The result was delete. Two major problems: The first paragraph is completely synthesis, and the second half of the article defined where "good will" was used, rather than defining it. Sr13 04:53, 24 June 2007 (UTC)
[edit] Good will (philosophy)
This article has the feel of original research. The creator of this article previously created good sense as a POV fork of common sense (see Wikipedia:Articles for deletion/Good sense), and this article looks like an attempt to do the same thing: note the sentence in the intro "This is referred to as good sense (practical judgement) or just plain common sense." Any valid philosophical content is likely to be better covered in other articles. --Akhilleus (talk) 23:18, 19 June 2007 (UTC)
- Keep. I believe the person nominating this for deletion missed the main point of the article: Good Will is based on the concept of the Golden Rule.--Doug talk 23:34, 19 June 2007 (UTC)
- Delete per nom. While a couple of concepts are sourced the assimilation of this material to support the article is strained and slanted. It fails WP:NPOV and contains conclusory assertions that appear to be based on WP:OR. --Evb-wiki 23:48, 19 June 2007 (UTC)
- A good way to show Good Will is to give generous credit to other people and not to take much credit on a project yourself, even if you did most of the work. This will retain their Good Will and get them to back you on your next project. Good will is being lavish in distributing recognition to other people, especially those that helped you considerably. - since when did WP become the place to go to for such advice? The whole page is WP:OR. There was also a line Good Will is to always assume good faith on the part of the other person's intentions. Since when did WP guidelines start appearing in articles? Out and out delete xC | ☎ 04:36, 20 June 2007 (UTC)
- Delete per nom.Dilawar (t) 17:43, 20 June 2007 (UTC)
- Comment - the article has been completely reworked.--Doug talk 12:28, 21 June 2007 (UTC)
- Delete as WP:OR, and rather confused OR at that. Deor 13:03, 21 June 2007 (UTC)
- Comment from nominator. The article has been reworked somewhat, but it's still WP:OR. Much of the cited material doesn't even mention the concept of good will, and the article synthesizes its sources to come to an original definition of good will. --Akhilleus (talk) 14:59, 21 June 2007 (UTC)
- Comment from the original author of the article. This then makes for a good basis for the article that other editors can now expand upon and make improvemnents. Almost every line has a citation reference source, but of course there is room for improvements. This then is an opportunity for other Wikipedians to input, since now it has an excellent start.--Doug talk 19:51, 21 June 2007 (UTC)

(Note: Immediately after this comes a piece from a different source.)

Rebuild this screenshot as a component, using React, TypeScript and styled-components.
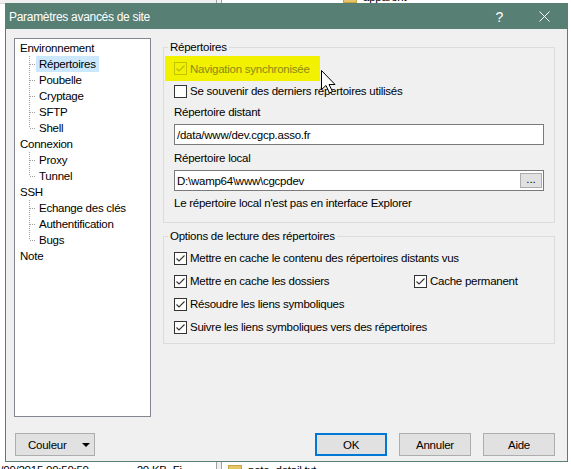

- Delete A novel synthesis of material obtained by googling "good will". Wikipedia is not an indiscriminate collection of information. Septentrionalis PMAnderson 23:29, 21 June 2007 (UTC)
- Delete as failing WP:NOR Bucketsofg 12:05, 22 June 2007 (UTC)
- The above discussion is preserved as an archive of the debate. Please do not modify it. Subsequent comments should be made on the appropriate discussion page (such as the article's talk page or in a deletion review). No further edits should be made to this page.